Python 2.3b1: RuntimeError using rexec
Russell E. Owen
no at spam.invalid
Wed Apr 30 13:46:22 EDT 2003
Clever idea!
So far I have been using the standard repr output, and in any case it is
nice to have everything on one line. But then trying to sort separators
from strings containing separators becomes an issue. The new csv module
would probably make this easy. However, I also want to keep the code
compatible with 2.2.2...
By the way, I ran into a problem with the proposed safe eval: it turns
True and False started getting into my prefs files (as a side effect of
the recent change to Tkinter of returning objects instead of strings),
and the safe eval-with-no-builtins can't recognize those values. I'm
sure one could pass a minimal builtins dict that just included True,
False and perhaps None, and I could certainly convert True and False to
1 and 0 before writing the file, but...
Fortunately plain eval will work just fine for my application. The
security holes are irrelevant -- a malicious user could find much easier
ways to cause damage. It has always been intended that users can execute
arbitrary Python code (e.g. write their own scripts).

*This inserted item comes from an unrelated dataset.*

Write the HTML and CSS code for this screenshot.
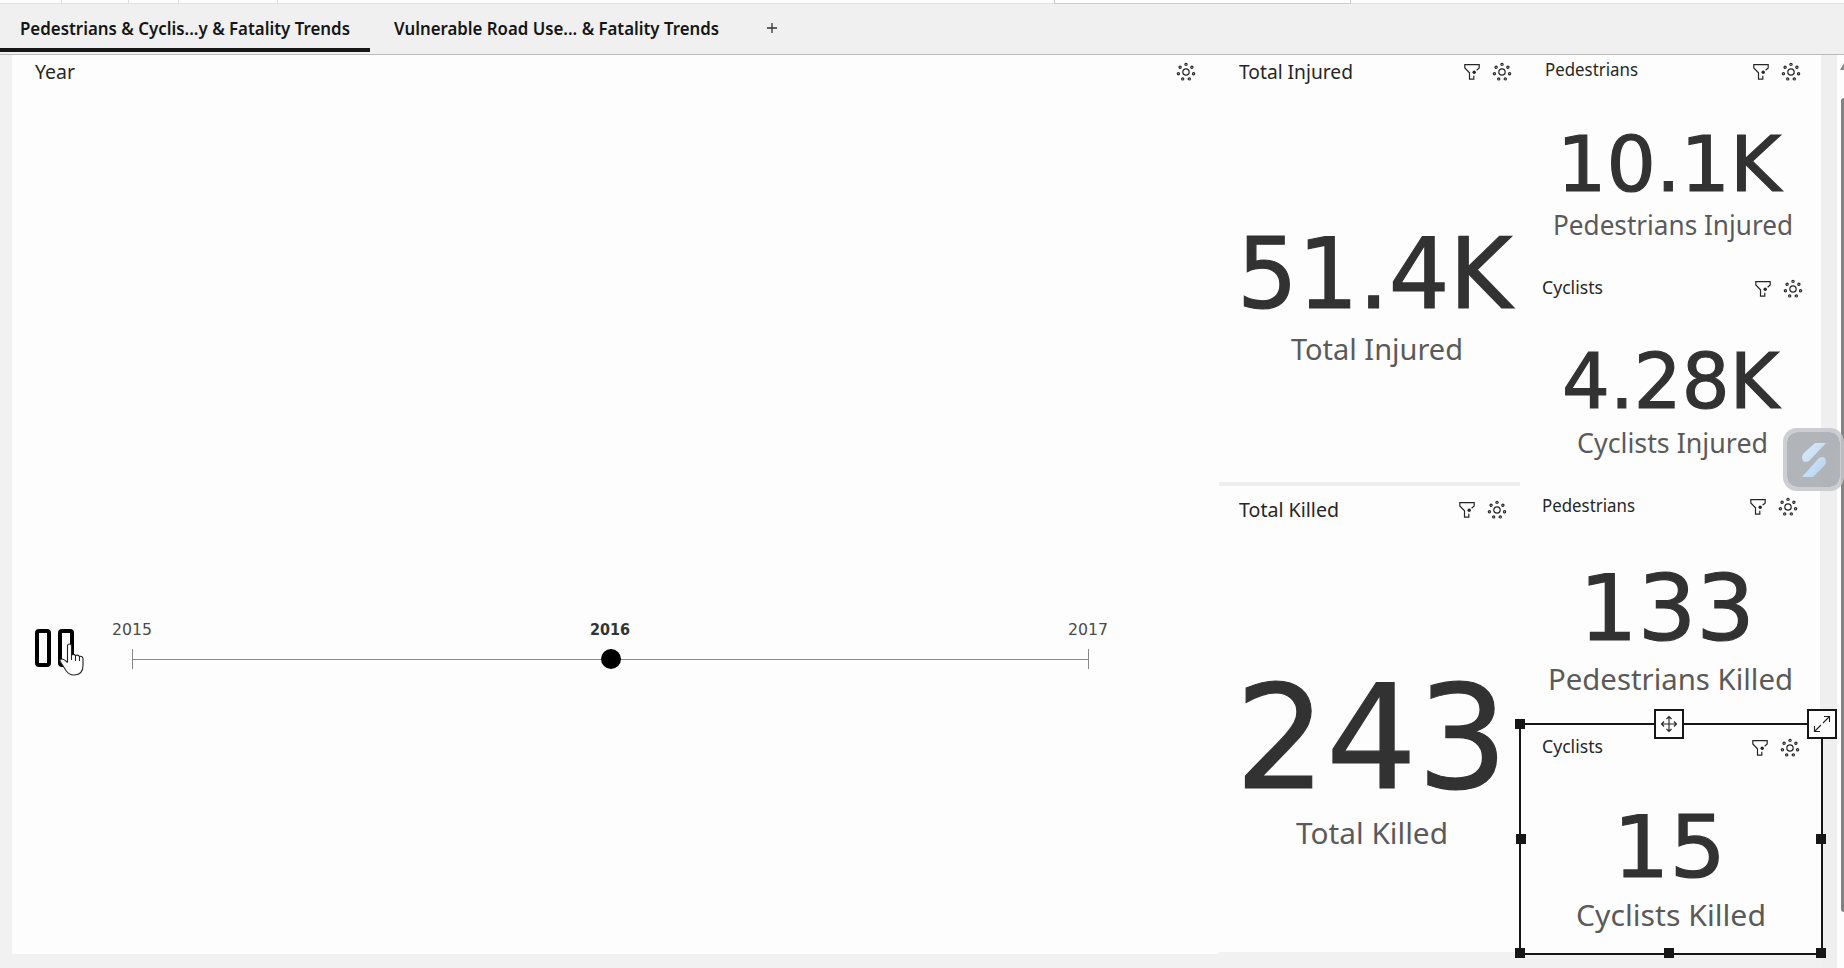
FILE: index.html
```html
<!DOCTYPE html>
<html lang="en">
<head>
<meta charset="utf-8">
<title>Road Trends</title>
<link rel="stylesheet" href="styles.css">
</head>
<body>
<svg class="defs" aria-hidden="true">
  <symbol id="filter" viewBox="0 0 16 16"><path d="M12.6 6.2 15.2 4V.7H.8V4l4.7 4.8v6.4h4.3v-3.4" fill="none" stroke="currentColor" stroke-width="1.2"/><circle cx="10.2" cy="8.3" r="1.7" fill="currentColor"/></symbol>
  <symbol id="gear" viewBox="-10 -10 20 20"><g fill="none" stroke="currentColor" stroke-width="1.2"><circle r="3.2"/><circle cy="-7.6" r="1.1"/><circle cx="5.9" cy="-4.7" r="1.1"/><circle cx="7.6" cy="1.7" r="1.1"/><circle cx="3.3" cy="6.9" r="1.1"/><circle cx="-3.3" cy="6.9" r="1.1"/><circle cx="-7.6" cy="1.7" r="1.1"/><circle cx="-5.9" cy="-4.7" r="1.1"/></g></symbol>
</svg>

<div class="toolbar"><i class="w61"></i><i class="w67"></i><i class="w50"></i><i class="w99"></i><i class="search"></i></div>

<nav class="tabs">
  <div class="tab active"><svg width="330" height="13"><text y="13" textLength="330" lengthAdjust="spacingAndGlyphs">Pedestrians &amp; Cyclis...y &amp; Fatality Trends</text></svg></div>
  <div class="tab"><svg width="325" height="13"><text y="13" textLength="325" lengthAdjust="spacingAndGlyphs">Vulnerable Road Use... &amp; Fatality Trends</text></svg></div>
  <svg class="plus" width="12" height="12"><path d="M6 1v10M1 6h10"/></svg>
</nav>

<main class="canvas">
  <section class="year">
    <header class="head"><svg class="title lg" width="40" height="14"><text y="14" textLength="40" lengthAdjust="spacingAndGlyphs">Year</text></svg><span class="icons"><svg class="gear"><use href="#gear"/></svg></span></header>
    <div class="player">
      <div class="pause"><i></i><i></i>
        <svg class="hand" width="26" height="34" viewBox="0 0 26 34"><path d="M8.500 19.500V3q0-2 2-2t2 2v9q2-1.500 4 .5 2-1 4 .8 3-.5 3.500 2.200v7q0 9-8.500 9.500-5 .5-8.500-4.500L1.200 18.500q-.8-2.500 1.800-2.500 2 0 5.500 3.500M12.500 12v5M16.500 12.500V18M20.500 13.300V18" fill="#fff" stroke="#222" stroke-width="1.100"/></svg>
      </div>
      <div class="timeline">
        <div class="years">
          <svg width="39" height="12"><text y="12" textLength="40" lengthAdjust="spacingAndGlyphs">2015</text></svg>
          <svg class="now" width="39" height="12"><text y="12" textLength="40" lengthAdjust="spacingAndGlyphs">2016</text></svg>
          <svg width="39" height="12"><text y="12" textLength="40" lengthAdjust="spacingAndGlyphs">2017</text></svg>
        </div>
        <div class="track"><i></i></div>
      </div>
    </div>
  </section>

  <section class="totals">
    <article class="card t-injured">
      <header class="head"><svg class="title lg" width="114" height="14"><text y="14" textLength="114" lengthAdjust="spacingAndGlyphs">Total Injured</text></svg><span class="icons"><svg class="filter"><use href="#filter"/></svg><svg class="gear"><use href="#gear"/></svg></span></header>
      <svg class="num" width="268" height="72"><text y="72" x="-7" font-size="98.500" textLength="275" lengthAdjust="spacingAndGlyphs">51.4K</text></svg>
      <svg class="label l29" width="170" height="21"><text y="21" textLength="172" lengthAdjust="spacingAndGlyphs">Total Injured</text></svg>
    </article>
    <article class="card t-killed">
      <header class="head"><svg class="title lg" width="100" height="14"><text y="14" textLength="100" lengthAdjust="spacingAndGlyphs">Total Killed</text></svg><span class="icons"><svg class="filter"><use href="#filter"/></svg><svg class="gear"><use href="#gear"/></svg></span></header>
      <svg class="num" width="252" height="105"><text y="105" x="-10" font-size="144" textLength="273" lengthAdjust="spacingAndGlyphs">243</text></svg>
      <svg class="label l29" width="150" height="21"><text y="21" textLength="152" lengthAdjust="spacingAndGlyphs">Total Killed</text></svg>
    </article>
  </section>

  <section class="groups">
    <article class="card p-injured">
      <header class="head"><svg class="title" width="93" height="12"><text y="12" textLength="93" lengthAdjust="spacingAndGlyphs">Pedestrians</text></svg><span class="icons"><svg class="filter"><use href="#filter"/></svg><svg class="gear"><use href="#gear"/></svg></span></header>
      <svg class="num" width="216" height="56"><text y="56" x="-8" font-size="76" textLength="224" lengthAdjust="spacingAndGlyphs">10.1K</text></svg>
      <svg class="label" width="236" height="19"><text y="19" x="-2" textLength="240" lengthAdjust="spacingAndGlyphs">Pedestrians Injured</text></svg>
    </article>
    <article class="card c-injured">
      <header class="head"><svg class="title" width="61" height="12"><text y="12" textLength="61" lengthAdjust="spacingAndGlyphs">Cyclists</text></svg><span class="icons"><svg class="filter"><use href="#filter"/></svg><svg class="gear"><use href="#gear"/></svg></span></header>
      <svg class="num" width="213" height="56"><text y="56" x="-4" font-size="76" textLength="217" lengthAdjust="spacingAndGlyphs">4.28K</text></svg>
      <svg class="label" width="187" height="19"><text y="19" x="-2" textLength="191" lengthAdjust="spacingAndGlyphs">Cyclists Injured</text></svg>
    </article>
    <article class="card p-killed">
      <header class="head"><svg class="title" width="93" height="12"><text y="12" textLength="93" lengthAdjust="spacingAndGlyphs">Pedestrians</text></svg><span class="icons"><svg class="filter"><use href="#filter"/></svg><svg class="gear"><use href="#gear"/></svg></span></header>
      <svg class="num" width="159" height="66"><text y="66" x="-10" font-size="91" textLength="176" lengthAdjust="spacingAndGlyphs">133</text></svg>
      <svg class="label l29" width="241" height="21"><text y="21" x="-2" textLength="245" lengthAdjust="spacingAndGlyphs">Pedestrians Killed</text></svg>
    </article>
    <article class="card c-killed">
      <header class="head"><svg class="title" width="61" height="12"><text y="12" textLength="61" lengthAdjust="spacingAndGlyphs">Cyclists</text></svg><span class="icons"><svg class="filter"><use href="#filter"/></svg><svg class="gear"><use href="#gear"/></svg></span></header>
      <svg class="num" width="98" height="62"><text y="62" x="-9" font-size="85" textLength="113" lengthAdjust="spacingAndGlyphs">15</text></svg>
      <svg class="label l28" width="186" height="20"><text y="20" x="-2" textLength="190" lengthAdjust="spacingAndGlyphs">Cyclists Killed</text></svg>
      <i class="h tl"></i><i class="h ml"></i><i class="h mr"></i><i class="h bl"></i><i class="h bm"></i><i class="h br"></i>
      <span class="btn move"><svg width="20" height="20" viewBox="-10 -10 20 20"><path d="M0-7.500V7.500M-7.500 0H7.500M-2.500-5 0-7.500 2.500-5M-2.500 5 0 7.500 2.500 5M-5-2.500-7.500 0-5 2.500M5-2.500 7.500 0 5 2.500"/></svg></span>
      <span class="btn expand"><svg width="20" height="20" viewBox="-10 -10 20 20"><path d="M-7.500 7.500-1 1M1-1 7.500-7.500M2-7.500H7.500V-2M-7.500 2V7.500H-2"/></svg></span>
    </article>
  </section>
  <div class="gutter"></div>
  <div class="scroll"><i class="arrow"></i><i class="thumb"></i></div>
  <div class="widget"><svg width="26" height="36" viewBox="0 0 26 36"><defs><linearGradient id="ice" x1="0" y1="0" x2="1" y2="1"><stop offset="0" stop-color="#dcecf9"/><stop offset="1" stop-color="#b3d2f1"/></linearGradient></defs><path d="M14 1H25L8 19Q1 22 1 15 1 12 4 10ZM12 35H1L18 16Q25 13 25 20 25 23 22 25Z" fill="url(#ice)"/></svg></div>
</main>
</body>
</html>
```
FILE: styles.css
```css
* { box-sizing: border-box; }
body { margin: 0; width: 1844px; height: 968px; overflow: hidden; background: #f1f1f1; font-family: "Noto Sans", sans-serif; color: #222; }
svg { display: block; overflow: visible; flex: none; }
.defs { position: absolute; width: 0; height: 0; }
i { display: block; flex: none; }

.toolbar { display: flex; height: 4px; background: #fdfdfd; border-bottom: 1px solid #e2e2e2; }
.toolbar i { border-right: 1px solid #ddd; }
.w61 { width: 62px; } .w67 { width: 67px; } .w50 { width: 50px; } .w99 { width: 99px; }
.toolbar .search { width: 297px; height: 4px; margin-left: 776px; border: 1px solid #ccc; border-top: 0; }

.tabs { display: flex; height: 51px; border-bottom: 1px solid #bbb; background: #f0f0f0; }
.tab { height: 48px; padding: 18px 21px 0 20px; }
.tab + .tab { padding-left: 24px; }
.tab text { font-size: 18px; font-weight: 600; fill: #161616; }
.active { width: 370px; border-bottom: 4px solid #161616; }
.plus { margin: 18px 0 0 26px; }
.plus path { stroke: #333; stroke-width: 1.3; }

.canvas { position: relative; display: grid; grid-template-columns: 1207px 301px 301px 16px 4px 3px; height: 913px; padding-left: 12px; }
.year { height: 899px; padding: 7px 23px 0; background: #fdfdfd; }
.head { display: flex; justify-content: space-between; align-items: center; height: 20px; color: #262626; }
.title text { font-size: 17.300px; fill: #262626; }
.title.lg text { font-size: 19.500px; }
.icons { display: flex; align-items: center; gap: 12px; }
.filter { width: 16px; height: 16px; }
.gear { width: 20px; height: 20px; }

.player { display: flex; margin-top: 541px; }
.pause { position: relative; display: flex; gap: 7px; padding-top: 6px; }
.pause i { width: 16px; height: 38px; border: 4px solid #000; border-radius: 4px; }
.hand { position: absolute; left: 24px; top: 20px; }
.timeline { width: 995px; margin-left: 38px; }
.years { display: flex; justify-content: space-between; }
.years text { font: 16.500px "DejaVu Sans", sans-serif; fill: #4a4a4a; }
.years .now text { font-weight: 700; fill: #333; }
.track { display: flex; justify-content: center; width: 957px; height: 20px; margin: 14px 0 0 20px; border: solid #888; border-width: 0 1px; background: linear-gradient(#888, #888) 0 10px / 100% 1px no-repeat; }
.track i { width: 20px; height: 20px; border-radius: 50%; background: #000; }

.card { display: flex; flex-direction: column; align-items: center; background: #fdfdfd; }
.card .head { width: 100%; }
.num text { font-family: "DejaVu Sans", sans-serif; fill: #323232; stroke: #323232; stroke-width: 1.200px; }
.label text { font-size: 26.600px; fill: #5a5a5a; }
.l29 text { font-size: 29px; }
.l28 text { font-size: 28.500px; }

.totals { display: grid; grid-template-rows: 427px 470px; height: 897px; }
.t-injured { padding: 7px 18px 0 20px; }
.t-injured .num { margin: 154px 0 31px 5px; }
.t-killed { padding: 14px 22px 0 20px; border-top: 4px solid #eee; border-right: 1px dashed #ddd; }
.t-killed .num { margin: 163px 0 35px -4px; }
.t-killed .label { margin-left: -4px; }

.groups { display: grid; grid-template-rows: 213px 214px 241px 232px; height: 900px; }
.p-injured { width: 303px; padding: 7px 22px 0 25px; }
.p-injured .title { margin-bottom: 4px; }
.p-injured .num { margin: 53px 0 25px; }
.p-injured .label { margin-left: -1px; }
.c-injured { padding: 11px 20px 0 22px; }
.c-injured .num { margin: 53px 0 26px; }
.c-killed .title, .c-injured .title, .p-killed .title { margin-bottom: 3px; }
.p-killed { padding: 15px 25px 0 22px; border-right: 3px solid #eee; margin-right: 0; }
.p-killed { padding-right: 22px; }
.p-killed .num { margin: 57px 0 29px -4px; }
.c-killed { position: relative; margin: 0 0 0 -1px; border: 2px solid #161616; padding: 13px 21px 0; }
.c-killed .num { margin: 57px 0 29px; }
.h { position: absolute; width: 10px; height: 10px; background: #161616; }
.tl { left: -6px; top: -6px; } .ml { left: -5px; top: 109px; } .mr { right: -5px; top: 109px; }
.bl { left: -6px; bottom: -5px; } .bm { left: 143px; bottom: -5px; } .br { right: -5px; bottom: -5px; }
.btn { position: absolute; display: grid; place-items: center; width: 30px; height: 30px; top: -16px; border: 2px solid #161616; background: #fdfdfd; }
.btn path { fill: none; stroke: #222; stroke-width: 1.100; }
.move { left: 133px; } .expand { right: -16px; }

.gutter { background: #efefef; }
.scroll { grid-column: 5 / 7; background: linear-gradient(#fdfdfd, #fdfdfd); }
.arrow { width: 4px; height: 7px; margin: 8px 0 28px 3px; background: #888; clip-path: polygon(0 100%, 100% 0, 100% 100%); }
.thumb { height: 814px; margin-left: 4px; border-radius: 5px 0 0 5px; background: #828282; }
.widget { position: absolute; left: 1783px; top: 373px; display: grid; place-items: center; width: 61px; height: 63px; border: 4px solid rgba(195, 198, 201, .85); border-radius: 14px; background: rgba(168, 173, 178, .9); background-clip: padding-box; }
```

It is a interesting how seemingly small changes can cause problems.
However, I really like most of the changes, so I'm happy to accommodate.
-- Russell
In article <mailman.1051648246.19116.python-list at python.org>,
Lulu of the Lotus-Eaters <mertz at gnosis.cx> wrote:
>|"Russell E. Owen" <no at spam.invalid> writes:
>|> I stumbled across this when testing some existing code. This code uses
>|> rexec to convert a string representation of a dictionary to a dictionary
>|> as part of reading in font preferences.
>|> Any suggestion on how to do that without rexec would also be
>|> appreciated. (I was quite disappointed that "dict" didn't do it!)
>
>I'm not sure exactly what string representation of a dictionary you use.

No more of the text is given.